**TASK INSTRUCTIONS:**
Extract every line of the material that holds the string "this".

**GIVEN RECORDS:**

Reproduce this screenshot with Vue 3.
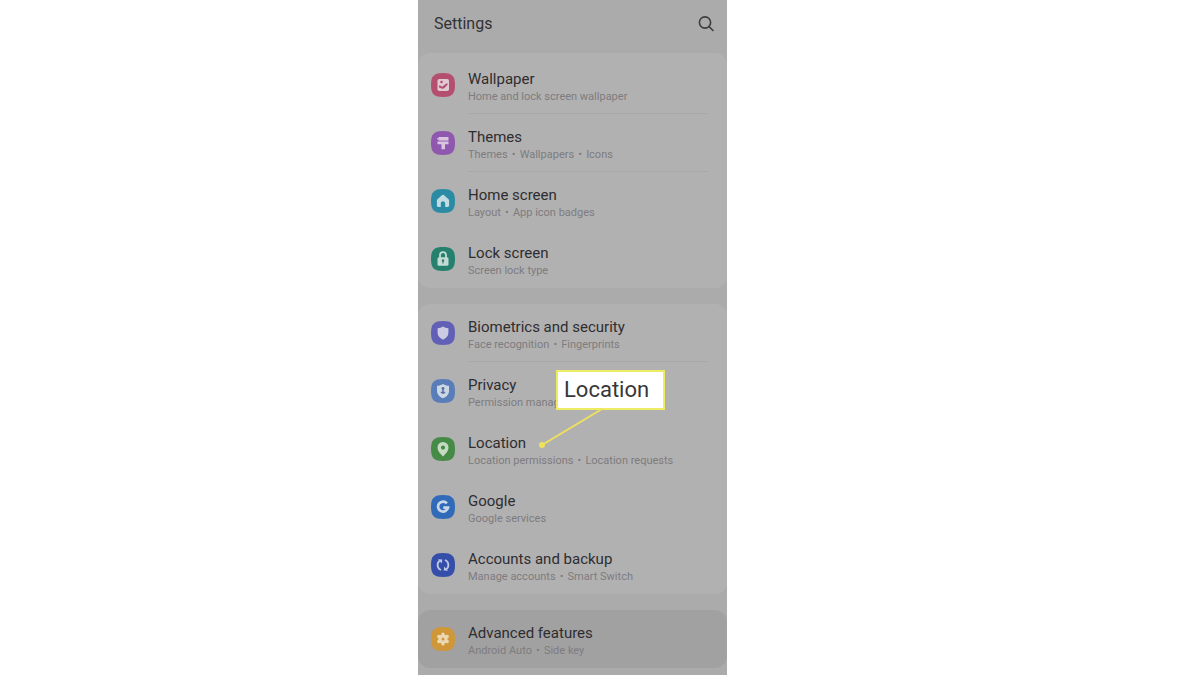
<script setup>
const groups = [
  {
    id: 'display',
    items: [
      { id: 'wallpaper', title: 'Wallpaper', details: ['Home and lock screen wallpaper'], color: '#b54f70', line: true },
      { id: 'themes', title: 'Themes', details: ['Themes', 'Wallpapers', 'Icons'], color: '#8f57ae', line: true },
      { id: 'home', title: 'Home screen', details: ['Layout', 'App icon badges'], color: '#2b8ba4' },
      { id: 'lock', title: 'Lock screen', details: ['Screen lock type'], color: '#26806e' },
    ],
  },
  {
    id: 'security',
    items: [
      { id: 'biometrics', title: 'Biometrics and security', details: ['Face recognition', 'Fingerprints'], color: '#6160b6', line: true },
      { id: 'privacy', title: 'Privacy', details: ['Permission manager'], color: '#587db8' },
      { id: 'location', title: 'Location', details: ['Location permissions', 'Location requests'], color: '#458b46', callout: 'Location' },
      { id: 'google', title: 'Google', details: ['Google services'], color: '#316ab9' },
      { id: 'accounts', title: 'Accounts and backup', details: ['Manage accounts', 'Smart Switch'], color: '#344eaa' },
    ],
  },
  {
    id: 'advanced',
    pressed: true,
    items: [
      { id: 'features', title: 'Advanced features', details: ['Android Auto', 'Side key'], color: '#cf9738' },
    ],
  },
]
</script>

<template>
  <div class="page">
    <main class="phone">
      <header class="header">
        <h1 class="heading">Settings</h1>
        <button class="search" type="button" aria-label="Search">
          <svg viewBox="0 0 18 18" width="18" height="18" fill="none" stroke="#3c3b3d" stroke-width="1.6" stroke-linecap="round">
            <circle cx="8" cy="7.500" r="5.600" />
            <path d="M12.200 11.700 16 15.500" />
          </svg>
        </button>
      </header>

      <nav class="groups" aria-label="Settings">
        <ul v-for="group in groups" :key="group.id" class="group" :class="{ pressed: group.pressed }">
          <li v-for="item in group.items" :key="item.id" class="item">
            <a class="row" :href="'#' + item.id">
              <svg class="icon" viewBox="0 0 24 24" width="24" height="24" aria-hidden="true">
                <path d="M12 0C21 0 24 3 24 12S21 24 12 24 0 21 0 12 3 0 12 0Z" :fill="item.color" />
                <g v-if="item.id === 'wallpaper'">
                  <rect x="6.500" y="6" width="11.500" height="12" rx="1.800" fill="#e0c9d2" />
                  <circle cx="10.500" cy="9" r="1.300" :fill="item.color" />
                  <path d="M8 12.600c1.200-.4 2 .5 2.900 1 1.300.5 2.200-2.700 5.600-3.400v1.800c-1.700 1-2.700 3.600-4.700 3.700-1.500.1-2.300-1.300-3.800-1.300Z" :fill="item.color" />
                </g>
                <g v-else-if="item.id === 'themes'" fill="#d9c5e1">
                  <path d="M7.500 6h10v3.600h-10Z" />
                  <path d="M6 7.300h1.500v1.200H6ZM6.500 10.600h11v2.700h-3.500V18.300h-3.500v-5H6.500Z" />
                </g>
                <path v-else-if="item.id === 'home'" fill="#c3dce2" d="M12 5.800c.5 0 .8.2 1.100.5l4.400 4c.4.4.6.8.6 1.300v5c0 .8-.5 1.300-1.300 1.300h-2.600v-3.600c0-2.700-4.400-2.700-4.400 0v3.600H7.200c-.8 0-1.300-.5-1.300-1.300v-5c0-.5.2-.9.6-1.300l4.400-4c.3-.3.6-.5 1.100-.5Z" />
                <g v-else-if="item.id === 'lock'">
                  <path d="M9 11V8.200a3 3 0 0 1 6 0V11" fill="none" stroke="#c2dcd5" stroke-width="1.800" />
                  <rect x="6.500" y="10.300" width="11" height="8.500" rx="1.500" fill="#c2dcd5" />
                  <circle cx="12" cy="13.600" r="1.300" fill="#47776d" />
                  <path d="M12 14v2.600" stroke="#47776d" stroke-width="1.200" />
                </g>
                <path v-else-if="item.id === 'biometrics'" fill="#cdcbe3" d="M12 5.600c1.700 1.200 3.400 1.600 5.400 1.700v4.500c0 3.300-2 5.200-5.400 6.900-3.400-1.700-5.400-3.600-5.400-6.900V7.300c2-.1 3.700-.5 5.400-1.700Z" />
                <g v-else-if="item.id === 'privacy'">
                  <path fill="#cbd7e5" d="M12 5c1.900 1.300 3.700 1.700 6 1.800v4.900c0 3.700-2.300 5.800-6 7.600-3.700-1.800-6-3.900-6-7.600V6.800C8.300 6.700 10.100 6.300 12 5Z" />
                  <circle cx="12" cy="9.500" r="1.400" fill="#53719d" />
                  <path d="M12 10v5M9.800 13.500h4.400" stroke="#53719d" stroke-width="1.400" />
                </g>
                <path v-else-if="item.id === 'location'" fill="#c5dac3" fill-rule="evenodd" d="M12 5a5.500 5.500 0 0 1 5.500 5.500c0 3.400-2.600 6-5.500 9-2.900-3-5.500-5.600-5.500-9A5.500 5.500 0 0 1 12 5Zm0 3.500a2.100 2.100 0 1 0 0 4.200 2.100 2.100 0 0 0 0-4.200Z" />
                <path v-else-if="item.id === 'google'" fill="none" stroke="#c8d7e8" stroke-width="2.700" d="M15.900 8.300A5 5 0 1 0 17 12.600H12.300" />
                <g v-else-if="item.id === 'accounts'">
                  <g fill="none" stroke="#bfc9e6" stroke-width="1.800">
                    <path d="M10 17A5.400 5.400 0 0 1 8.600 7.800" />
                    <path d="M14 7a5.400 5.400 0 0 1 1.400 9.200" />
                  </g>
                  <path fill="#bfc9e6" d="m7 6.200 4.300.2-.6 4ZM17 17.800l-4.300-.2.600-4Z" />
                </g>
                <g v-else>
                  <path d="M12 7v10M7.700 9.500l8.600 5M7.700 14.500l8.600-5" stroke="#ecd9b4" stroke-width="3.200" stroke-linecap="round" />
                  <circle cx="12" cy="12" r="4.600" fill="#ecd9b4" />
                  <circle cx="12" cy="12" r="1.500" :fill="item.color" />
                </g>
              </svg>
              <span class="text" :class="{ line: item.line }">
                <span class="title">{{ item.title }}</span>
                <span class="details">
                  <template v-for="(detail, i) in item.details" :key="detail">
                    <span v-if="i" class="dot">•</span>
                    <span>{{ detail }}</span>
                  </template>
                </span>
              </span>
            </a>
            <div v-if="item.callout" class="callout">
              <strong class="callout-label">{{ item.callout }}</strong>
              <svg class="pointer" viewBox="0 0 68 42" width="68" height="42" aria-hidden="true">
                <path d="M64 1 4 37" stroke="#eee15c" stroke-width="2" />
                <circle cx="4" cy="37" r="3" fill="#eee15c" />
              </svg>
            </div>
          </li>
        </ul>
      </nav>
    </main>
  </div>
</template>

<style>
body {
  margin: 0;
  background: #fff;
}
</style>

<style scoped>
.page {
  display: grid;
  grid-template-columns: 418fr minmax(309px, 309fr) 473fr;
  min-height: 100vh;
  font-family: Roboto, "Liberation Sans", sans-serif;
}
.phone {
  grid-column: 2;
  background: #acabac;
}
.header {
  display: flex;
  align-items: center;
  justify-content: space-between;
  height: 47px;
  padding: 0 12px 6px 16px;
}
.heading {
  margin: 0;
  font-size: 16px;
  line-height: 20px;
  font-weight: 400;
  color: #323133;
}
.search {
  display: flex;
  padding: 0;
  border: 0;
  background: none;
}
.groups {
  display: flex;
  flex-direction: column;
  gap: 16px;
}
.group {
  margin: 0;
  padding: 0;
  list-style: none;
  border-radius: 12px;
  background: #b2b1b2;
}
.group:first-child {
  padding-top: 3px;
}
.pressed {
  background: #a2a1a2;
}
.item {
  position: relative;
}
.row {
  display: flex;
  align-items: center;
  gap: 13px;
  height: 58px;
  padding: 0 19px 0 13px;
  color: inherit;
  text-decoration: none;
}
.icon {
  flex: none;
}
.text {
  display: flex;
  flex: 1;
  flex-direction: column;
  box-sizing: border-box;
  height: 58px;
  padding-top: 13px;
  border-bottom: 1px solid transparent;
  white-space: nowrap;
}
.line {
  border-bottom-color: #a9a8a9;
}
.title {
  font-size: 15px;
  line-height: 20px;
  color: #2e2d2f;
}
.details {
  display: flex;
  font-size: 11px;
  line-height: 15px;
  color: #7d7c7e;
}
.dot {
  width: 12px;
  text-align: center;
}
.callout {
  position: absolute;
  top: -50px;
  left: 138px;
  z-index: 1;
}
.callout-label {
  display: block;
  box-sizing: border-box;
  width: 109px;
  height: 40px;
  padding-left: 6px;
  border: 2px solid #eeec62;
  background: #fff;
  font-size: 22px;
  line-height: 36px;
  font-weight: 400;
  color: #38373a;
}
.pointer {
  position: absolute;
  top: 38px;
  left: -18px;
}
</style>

* * *

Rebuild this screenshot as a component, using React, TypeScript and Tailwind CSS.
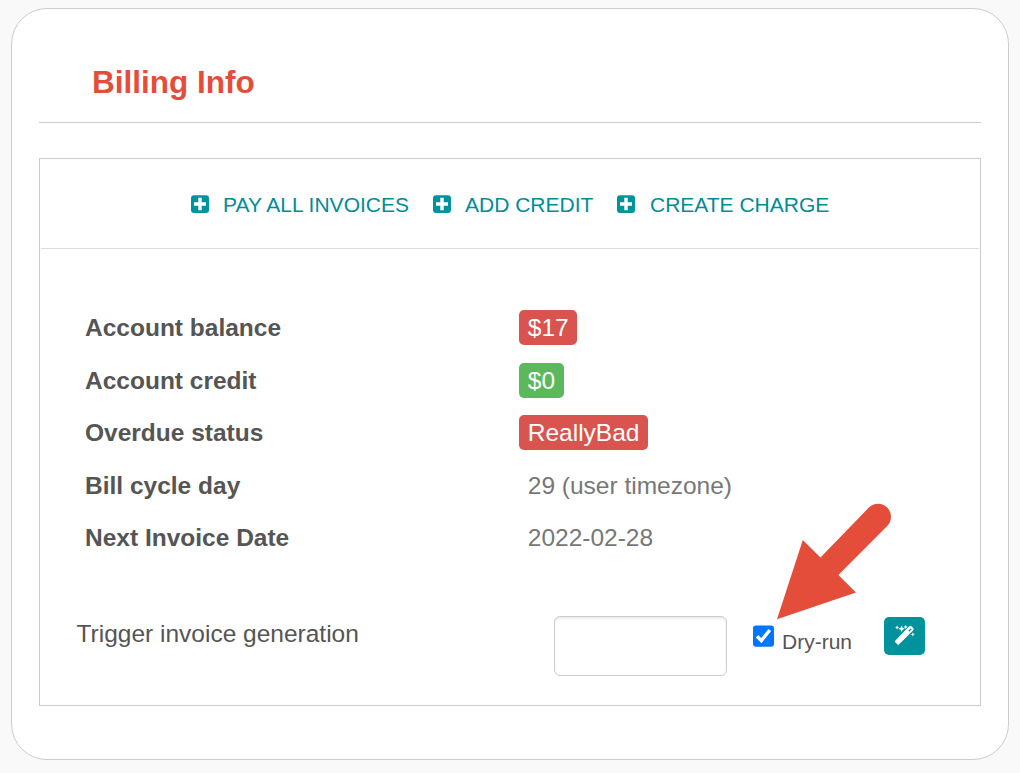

**TASK SOLUTION:**
Reproduce this screenshot with Vue 3.
Rebuild this screenshot as a component, using React, TypeScript and Tailwind CSS.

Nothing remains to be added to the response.